Likewise, truly effective IT isn't possible if it's built only on the safe "genres"; a truly effective IT operation must make use of a full array of strategies to achieve its full potential. For instance, think of the server farms, databases and information architecture components as the symphony, the structural foundation on which the moving parts of IT depend. The usability of applications can be compared to rock 'n roll--if users can't easily connect and engage with those apps, then the apps are destined to fail, just like a bad rock band. And a finely tuned network functions much like hip-hop, keeping things moving in a steady rhythm that greases the wheels for IT to happen.
All are essential IT building blocks. They're all necessary components of an IT operation, and they make it possible for a business to run. But without the risk-taking--the free jazz of IT, if you will--the rewards are minimal. Competitive advantage isn't achieved; envelopes aren't pushed; reputations aren't built.
The top IT executives are clear on this. They know that in order to rise above their peers, they have to take chances. They have to experiment with new technologies, encourage innovation, and try out unproven business models.
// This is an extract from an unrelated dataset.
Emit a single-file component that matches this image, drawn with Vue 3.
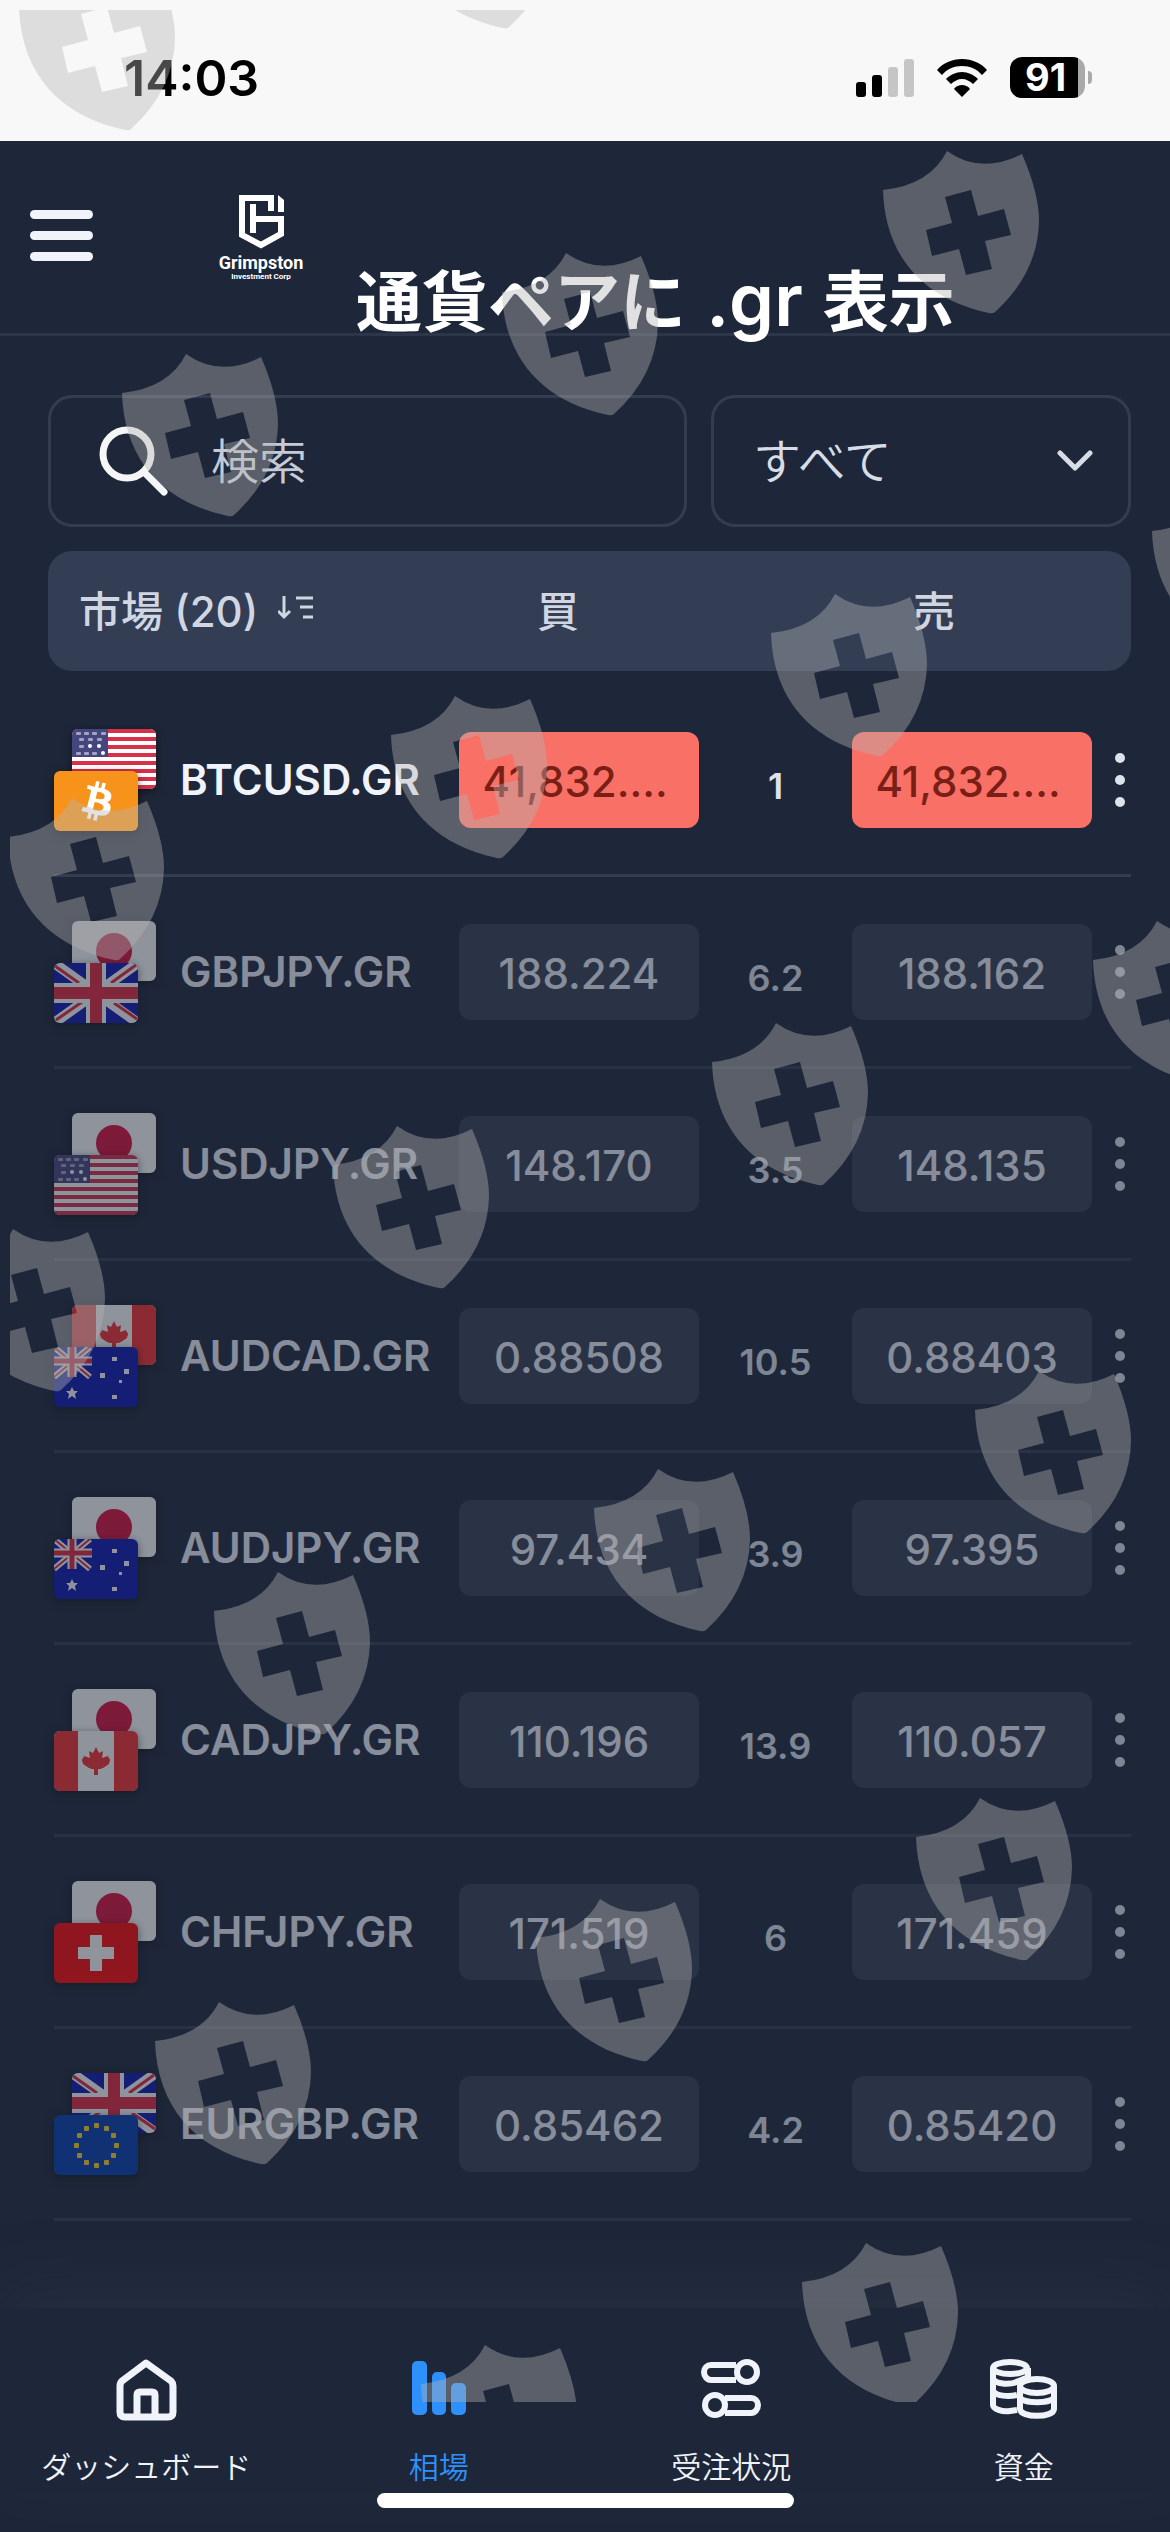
<script setup>
import { ref } from 'vue'

const search = ref('')
const filter = ref('all')

const markets = [
  { symbol: 'BTCUSD.GR', base: 'btc', quote: 'us', buy: '41,832.…', spread: '1', sell: '41,832.…', open: true },
  { symbol: 'GBPJPY.GR', base: 'gb', quote: 'jp', buy: '188.224', spread: '6.2', sell: '188.162' },
  { symbol: 'USDJPY.GR', base: 'us', quote: 'jp', buy: '148.170', spread: '3.5', sell: '148.135' },
  { symbol: 'AUDCAD.GR', base: 'au', quote: 'ca', buy: '0.88508', spread: '10.5', sell: '0.88403' },
  { symbol: 'AUDJPY.GR', base: 'au', quote: 'jp', buy: '97.434', spread: '3.9', sell: '97.395' },
  { symbol: 'CADJPY.GR', base: 'ca', quote: 'jp', buy: '110.196', spread: '13.9', sell: '110.057' },
  { symbol: 'CHFJPY.GR', base: 'ch', quote: 'jp', buy: '171.519', spread: '6', sell: '171.459' },
  { symbol: 'EURGBP.GR', base: 'eu', quote: 'gb', buy: '0.85462', spread: '4.2', sell: '0.85420' },
]

// Top-left corner of every watermark shield on the page canvas
const shields = [
  [19, -32], [397, -134], [883, 151], [502, 253], [122, 354], [1152, 492], [771, 594],
  [391, 696], [8, 798], [1093, 921], [712, 1023], [333, 1126], [-51, 1229], [975, 1371],
  [594, 1469], [214, 1572], [916, 1798], [536, 1899], [155, 2002], [802, 2243], [421, 2345],
]

const stripes = [0, 8, 16, 24, 32, 40, 48, 56]
const usDots = [[6, 4], [14, 4], [22, 4], [31, 4], [9, 10], [18, 10], [27, 10], [9, 17], [6, 24], [14, 24], [22, 24]]
const usStars = [[18, 17], [27, 17], [31, 24]]
const euStars = Array.from({ length: 12 }, (_, i) => {
  const a = (i * Math.PI) / 6
  return [Math.round(42 + 20 * Math.cos(a)), Math.round(30 + 20 * Math.sin(a))]
})
</script>

<template>
  <div class="screen">
    <svg class="sprite" aria-hidden="true">
      <defs>
        <symbol id="flag-us" viewBox="0 0 84 60">
          <rect width="84" height="60" fill="#fff" />
          <rect v-for="y in stripes" :key="y" :y="y" width="84" height="4" fill="#d82f4a" />
          <rect width="36" height="28" fill="#46467f" />
          <rect v-for="(d, i) in usDots" :key="'d' + i" :x="d[0] - 2" :y="d[1] - 1" width="5" height="3" rx="1" fill="#fff" opacity=".5" />
          <circle v-for="(d, i) in usStars" :key="'s' + i" :cx="d[0]" :cy="d[1]" r="2" fill="#fff" />
        </symbol>
        <symbol id="flag-btc" viewBox="0 0 84 60">
          <rect width="84" height="60" fill="#f7931a" />
          <path transform="translate(11 -2) scale(2)" fill="#fff" d="M23.189 14.02c.314-2.096-1.283-3.223-3.465-3.975l.708-2.84-1.728-.43-.69 2.765c-.454-.114-.92-.22-1.385-.326l.695-2.783L15.596 6l-.708 2.839c-.376-.086-.746-.17-1.104-.26l.002-.009-2.384-.595-.46 1.846s1.283.294 1.256.312c.7.175.826.638.805 1.006l-.806 3.235c.048.012.11.03.18.057l-.183-.045-1.13 4.532c-.086.212-.303.531-.793.41.018.025-1.256-.313-1.256-.313l-.858 1.978 2.25.561c.418.105.828.215 1.231.318l-.715 2.872 1.727.43.708-2.84c.472.127.93.245 1.378.357l-.706 2.828 1.728.43.715-2.866c2.948.558 5.164.333 6.097-2.333.752-2.146-.037-3.385-1.588-4.192 1.13-.26 1.98-1.003 2.207-2.538zm-3.95 5.538c-.533 2.147-4.148.986-5.32.695l.95-3.805c1.172.293 4.929.872 4.37 3.11zm.535-5.569c-.487 1.953-3.495.96-4.47.717l.86-3.45c.975.243 4.118.696 3.61 2.733z" />
        </symbol>
        <symbol id="flag-jp" viewBox="0 0 84 60">
          <rect width="84" height="60" fill="#fff" />
          <circle cx="42" cy="30" r="18" fill="#dc0f3b" />
        </symbol>
        <symbol id="flag-gb" viewBox="0 0 84 60">
          <rect width="84" height="60" fill="#0a17b0" />
          <path d="M0 0 84 60M84 0 0 60" stroke="#fff" stroke-width="10" />
          <path d="M1 3 25 20M57 20 82 2M2 57 28 39M60 40 83 56" stroke="#e6273e" stroke-width="3" />
          <path d="M42 0V60M0 30H84" stroke="#fff" stroke-width="20" />
          <path d="M42 0V60M0 30H84" stroke="#e6273e" stroke-width="12" />
        </symbol>
        <symbol id="flag-ca" viewBox="0 0 84 60">
          <rect width="84" height="60" fill="#fff" />
          <path d="M0 0H24V60H0zM60 0H84V60H60z" fill="#fa2d31" />
          <path fill="#fa2d31" d="M42 16 45 22 49 20 48 27 54 25 56 30 54 32 47 38H44V44H40V38H37L30 32 28 30 30 25 36 27 35 20 39 22z" />
          <path fill="#fa2d31" d="M28 28 32 26 40 30H44L52 26 56 28 55 33 49 37H35L29 33z" />
        </symbol>
        <symbol id="flag-au" viewBox="0 0 84 60">
          <rect width="84" height="60" fill="#0a17b0" />
          <path d="M0 0 36 30M36 0 0 30" stroke="#fff" stroke-width="6" />
          <path d="M0 0 36 30M36 0 0 30" stroke="#e6273e" stroke-width="2" />
          <path d="M18 0V30M0 14H38" stroke="#fff" stroke-width="9" />
          <path d="M18 0V30M0 14H38" stroke="#e6273e" stroke-width="5" />
          <path fill="#fff" d="M18 40 20 44 24 44 21 47 22 52 18 49 14 52 15 47 12 44 16 44z" />
          <path fill="#fff" d="M58 10h5v4h-5zM70 22h5v5h-5zM46 26h5v5h-5zM65 33h3v3h-3zM58 48h5v4h-5z" />
        </symbol>
        <symbol id="flag-ch" viewBox="0 0 84 60">
          <rect width="84" height="60" fill="#ff0505" />
          <path d="M36 12H48V24H60V36H48V48H36V36H24V24H36z" fill="#fff" />
        </symbol>
        <symbol id="flag-eu" viewBox="0 0 84 60">
          <rect width="84" height="60" fill="#043cae" />
          <rect v-for="(s, i) in euStars" :key="i" :x="s[0] - 2" :y="s[1] - 2" width="5" height="5" rx="1" fill="#ffd429" />
        </symbol>
      </defs>
    </svg>

    <div class="status-bar">
      <time class="clock">14:03</time>
      <div class="status-icons">
        <svg width="58" height="38" viewBox="0 0 58 38" aria-label="signal">
          <rect y="23" width="10" height="15" rx="3" />
          <rect x="16" y="16" width="10" height="22" rx="3" />
          <rect x="32" y="8" width="10" height="30" rx="3" fill="#c5c5c6" />
          <rect x="48" width="10" height="38" rx="3" fill="#c5c5c6" />
        </svg>
        <svg width="50" height="38" viewBox="0 0 50 38" aria-label="wifi">
          <path d="M25 0C35 0 44 4 50 11L45 16C40 10 33 7 25 7S10 10 5 16L0 11C6 4 15 0 25 0z" />
          <path d="M25 13C31 13 37 16 41 20L36 25C33 22 29 20 25 20S17 22 14 25L9 20C13 16 19 13 25 13z" />
          <path d="M25 26C28 26 31 27 33 30L25 38 17 30C19 27 22 26 25 26z" />
        </svg>
        <div class="battery"><span class="battery-level">91</span></div>
      </div>
    </div>

    <header class="app-header">
      <button class="menu-button" type="button" aria-label="メニュー">
        <span></span><span></span><span></span>
      </button>
      <a class="brand" href="#">
        <svg width="45" height="54" viewBox="0 0 45 54" fill="none" stroke="#fff" stroke-width="6" aria-hidden="true">
          <path d="M32 16V3H3V40L22 50 42 39V24H15" />
          <path d="M14 9V38" />
          <path d="M39 0 45 5V17H39z" fill="#fff" stroke="none" />
        </svg>
        <span class="brand-name">Grimpston</span>
        <span class="brand-sub">Investment Corp</span>
      </a>
      <h1 class="page-note">通貨ペアに<span class="suffix"> .gr </span>表示</h1>
    </header>

    <main class="content">
      <div class="filters">
        <label class="search">
          <svg width="70" height="70" viewBox="0 0 70 70" fill="none" stroke="#f5f6f6" aria-hidden="true">
            <circle cx="28" cy="28" r="24" stroke-width="7" />
            <path d="M45 46 65 66" stroke-width="7" stroke-linecap="round" />
          </svg>
          <input v-model="search" type="text" placeholder="検索" aria-label="検索" />
        </label>
        <label class="category">
          <select v-model="filter" aria-label="カテゴリ">
            <option value="all">すべて</option>
          </select>
          <svg width="36" height="22" viewBox="0 0 36 22" fill="none" stroke="#d8dce6" stroke-width="5" stroke-linecap="round" stroke-linejoin="round" aria-hidden="true">
            <path d="M3 3 18 18 33 3" />
          </svg>
        </label>
      </div>

      <table class="markets">
        <thead>
          <tr>
            <th class="market-head" scope="col">
              市場 (20)
              <svg width="36" height="24" viewBox="0 0 36 24" fill="none" stroke="#d0d6e2" stroke-width="3" aria-hidden="true">
                <path d="M6 0V20M0 15 6 21 12 15" />
                <path d="M18 2H35M22 11H35M25 21H35" />
              </svg>
            </th>
            <th scope="col">買</th>
            <th></th>
            <th scope="col">売</th>
            <th></th>
          </tr>
        </thead>
        <tbody>
          <tr v-for="m in markets" :key="m.symbol" :class="{ closed: !m.open }">
            <td class="pair">
              <span class="flags">
                <svg class="flag quote" viewBox="0 0 84 60" aria-hidden="true"><use :href="'#flag-' + m.quote" /></svg>
                <svg class="flag base" viewBox="0 0 84 60" aria-hidden="true"><use :href="'#flag-' + m.base" /></svg>
              </span>
              <span class="symbol">{{ m.symbol }}</span>
            </td>
            <td><button class="price" :class="{ down: m.open }" type="button">{{ m.buy }}</button></td>
            <td class="spread">{{ m.spread }}</td>
            <td><button class="price" :class="{ down: m.open }" type="button">{{ m.sell }}</button></td>
            <td class="more-cell">
              <button class="more" type="button" aria-label="詳細"><i></i><i></i><i></i></button>
            </td>
          </tr>
        </tbody>
      </table>
    </main>

    <nav class="tabs">
      <a href="#">
        <svg width="61" height="62" viewBox="0 0 61 62" fill="none" stroke="currentColor" stroke-width="7" stroke-linejoin="round" aria-hidden="true">
          <path d="M30 4 6 22Q4 24 4 27V53Q4 58 9 58H52Q57 58 57 53V27Q57 24 55 22z" />
          <path d="M21 58V36Q21 33 24 33H36Q39 33 39 36V58" />
        </svg>
        <span>ダッシュボード</span>
      </a>
      <a class="active" href="#" aria-current="page">
        <svg width="54" height="62" viewBox="0 0 54 62" fill="currentColor" aria-hidden="true">
          <rect y="2" width="15" height="54" rx="5" />
          <rect x="20" y="13" width="14" height="43" rx="5" />
          <rect x="39" y="24" width="15" height="32" rx="5" />
        </svg>
        <span>相場</span>
      </a>
      <a href="#">
        <svg width="60" height="62" viewBox="0 0 60 62" fill="none" stroke="currentColor" stroke-width="6" aria-hidden="true">
          <path d="M35 6H10C6 6 3 9 3 13S6 21 10 21H35" />
          <ellipse cx="46" cy="13" rx="10" ry="10" />
          <ellipse cx="14" cy="46" rx="10" ry="10" />
          <path d="M24 39H50C54 39 57 42 57 46S54 54 50 54H24" />
        </svg>
        <span>受注状況</span>
      </a>
      <a href="#">
        <svg width="68" height="62" viewBox="0 0 68 62" fill="none" stroke="currentColor" stroke-width="6" aria-hidden="true">
          <path d="M3 9V46C3 50 12 53 20 52L27 51M38 9V18" />
          <ellipse cx="20" cy="9" rx="17" ry="6" />
          <path d="M3 20C6 25 18 26 27 23M3 32C6 37 18 38 27 36M38 9V20M24 24 36 19" />
          <ellipse cx="47" cy="27" rx="17" ry="7" />
          <path d="M30 27V50C30 59 64 59 64 50V27M30 38C32 45 62 45 64 38" />
        </svg>
        <span>資金</span>
      </a>
    </nav>
    <div class="home-indicator"></div>

    <div class="watermark" aria-hidden="true">
      <svg width="1160" height="2392" viewBox="10 10 1160 2392">
        <defs>
          <path id="shield" fill-rule="evenodd" d="M0 39Q47 34 64 0Q98 24 139 3Q156 42 156 70Q155 122 112 161Q110 163 106 162C40 148 2 105 0 39zM62 46 69 72 43 79 49 105 76 98 83 124 109 118 102 90 128 84 121 58 95 65 88 39z" />
        </defs>
        <use v-for="(s, i) in shields" :key="i" href="#shield" :x="s[0]" :y="s[1]" fill="#b4b4b4" fill-opacity=".4" />
      </svg>
    </div>
  </div>
</template>

<style>
body {
  margin: 0;
  background: #1e2739;
}
</style>

<style scoped>
.screen {
  position: relative;
  display: flex;
  flex-direction: column;
  min-height: 100vh;
  overflow: hidden;
  background: #1e2739;
  color: #f0f3fa;
  font-family: Inter, "Noto Sans CJK JP", sans-serif;
}
.screen * {
  box-sizing: border-box;
}
.sprite {
  position: absolute;
  width: 0;
  height: 0;
}
button,
input,
select {
  font: inherit;
  color: inherit;
}
button {
  padding: 0;
  border: 0;
  background: none;
}

/* Status bar */
.status-bar {
  display: flex;
  align-items: center;
  justify-content: space-between;
  height: 141px;
  padding: 14px 80px 0 124px;
  background: #f8f8f8;
  color: #000;
}
.clock {
  font-size: 50px;
  font-weight: 600;
}
.status-icons {
  display: flex;
  align-items: center;
  gap: 23px;
}
.battery {
  position: relative;
  width: 75px;
  height: 41px;
  margin-right: 5px;
  border-radius: 12px;
  background: linear-gradient(90deg, #000 68px, #a9a9aa 68px);
}
.battery::after {
  content: "";
  position: absolute;
  right: -7px;
  top: 14px;
  width: 4px;
  height: 13px;
  border-radius: 0 4px 4px 0;
  background: #a9a9aa;
}
.battery-level {
  display: block;
  padding-right: 4px;
  color: #fff;
  font-size: 38px;
  font-weight: 700;
  line-height: 41px;
  text-align: center;
}

/* Header */
.app-header {
  display: flex;
  align-items: center;
  height: 195px;
  padding-left: 30px;
  border-bottom: 3px solid #2d3648;
}
.menu-button {
  display: flex;
  flex-direction: column;
  gap: 12px;
  width: 63px;
  margin-bottom: 4px;
}
.menu-button span {
  height: 9px;
  border-radius: 5px;
  background: #f0f3fa;
}
.brand {
  display: flex;
  flex-direction: column;
  align-items: center;
  width: 90px;
  margin: 2px 0 0 123px;
  color: #fff;
  font-family: Roboto, Inter, sans-serif;
  font-weight: 700;
  text-decoration: none;
}
.brand-name {
  margin-top: 4px;
  font-size: 18px;
  line-height: 20px;
}
.brand-sub {
  font-size: 8px;
  line-height: 8px;
}
.page-note {
  align-self: flex-end;
  margin: 0 0 0 50px;
  color: #fff;
  font-size: 66px;
  font-weight: 600;
  line-height: 62px;
  white-space: nowrap;
}
.suffix {
  padding: 0 2px;
  font-size: 72px;
}

/* Filters */
.content {
  flex: 1;
  padding: 59px 39px 0 48px;
}
.filters {
  display: flex;
  gap: 24px;
}
.search,
.category {
  display: flex;
  align-items: center;
  height: 132px;
  border: 3px solid #343d50;
  border-radius: 24px;
}
.search {
  flex: 1;
  min-width: 0;
  gap: 42px;
  padding-left: 48px;
}
.search svg {
  flex: none;
}
.search input {
  flex: 1;
  min-width: 0;
  padding: 0;
  border: 0;
  background: none;
  font-size: 48px;
  font-weight: 350;
}
.search input::placeholder {
  color: #c5cad6;
  opacity: 1;
}
.category {
  flex: none;
  width: 420px;
  padding: 0 35px 0 39px;
  color: #d8dce6;
}
.category select {
  flex: 1;
  min-width: 0;
  padding: 0;
  border: 0;
  background: none;
  appearance: none;
  font-size: 48px;
  font-weight: 350;
}

/* Market table */
.markets,
.markets thead,
.markets tbody {
  display: block;
}
.markets tr {
  display: grid;
  align-items: center;
}
.markets th,
.markets td {
  padding: 0;
}
.markets thead tr {
  grid-template-columns: 1fr 198px 178px 198px 98px;
  height: 120px;
  margin: 24px 0 14px;
  padding-bottom: 6px;
  border-radius: 24px;
  background: #333e55;
  color: #d0d6e2;
  font-size: 42px;
}
.markets th {
  font-weight: 500;
}
.markets .market-head {
  display: flex;
  align-items: center;
  gap: 20px;
  padding-left: 31px;
}
.markets tbody tr {
  grid-template-columns: 1fr 240px 153px 240px 39px;
  height: 192px;
  margin-left: 6px;
  border-bottom: 3px solid #343d50;
}
.markets tbody tr.closed {
  opacity: .5;
}
.pair {
  display: flex;
  align-items: center;
  gap: 24px;
}
.flags {
  display: grid;
  width: 102px;
  height: 102px;
}
.flag {
  grid-area: 1 / 1;
  width: 84px;
  height: 60px;
  border-radius: 6px;
  box-shadow: 0 2px 8px rgba(0, 0, 0, .5);
}
.flag.quote {
  justify-self: end;
}
.flag.base {
  align-self: end;
}
.symbol {
  font-size: 42px;
  font-weight: 600;
}
.price {
  display: block;
  width: 100%;
  height: 96px;
  padding-top: 4px;
  border-radius: 12px;
  background: #363f52;
  color: #f0f3fa;
  font-size: 42px;
  font-weight: 500;
}
.price.down {
  padding-right: 8px;
  background: #f97066;
  color: #7a1f16;
}
.spread {
  color: #dde2ec;
  font-size: 36px;
  font-weight: 600;
  text-align: center;
}
.markets td.spread {
  padding-top: 12px;
}
.more-cell {
  display: flex;
  justify-content: flex-end;
}
.more {
  display: flex;
  flex-direction: column;
  gap: 12px;
  padding: 12px 6px;
}
.more i {
  width: 10px;
  height: 10px;
  border-radius: 50%;
  background: #dde2ec;
}

/* Bottom navigation */
.tabs {
  display: grid;
  grid-template-columns: repeat(4, 1fr);
  height: 185px;
  background: #1e2739;
  box-shadow: 0 -20px 60px rgba(52, 61, 80, .3);
}
.tabs a {
  display: flex;
  flex-direction: column;
  align-items: center;
  gap: 24px;
  padding-top: 51px;
  color: #f0f3fa;
  font-size: 30px;
  font-weight: 350;
  line-height: 44px;
  text-decoration: none;
}
.tabs a.active {
  color: #2e90fa;
}
.home-indicator {
  align-self: center;
  width: 417px;
  height: 15px;
  margin-bottom: 24px;
  border-radius: 8px;
  background: #fff;
}

/* Watermark lies over the whole page */
.watermark {
  position: absolute;
  top: 10px;
  right: 0;
  bottom: 130px;
  left: 10px;
  overflow: hidden;
  pointer-events: none;
}
.watermark svg {
  display: block;
}
</style>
They have to challenge users in order to coax the best from them, much the way Coleman challenges listeners in order to stretch their musical horizons. They can't ignore those more challenging IT pursuits, turning away much the way a frightened listener might after hearing Coleman's music.
The need to embrace risk is an age-old truism of business technology, but one that warrants an occasional reminder. Sometimes those reminders come in the unlikeliest of places, such as in the balcony of a symphony hall, as cascades of dissonant tones pour out of an aging man's saxophone and rain down upon an unsuspecting listener's ears.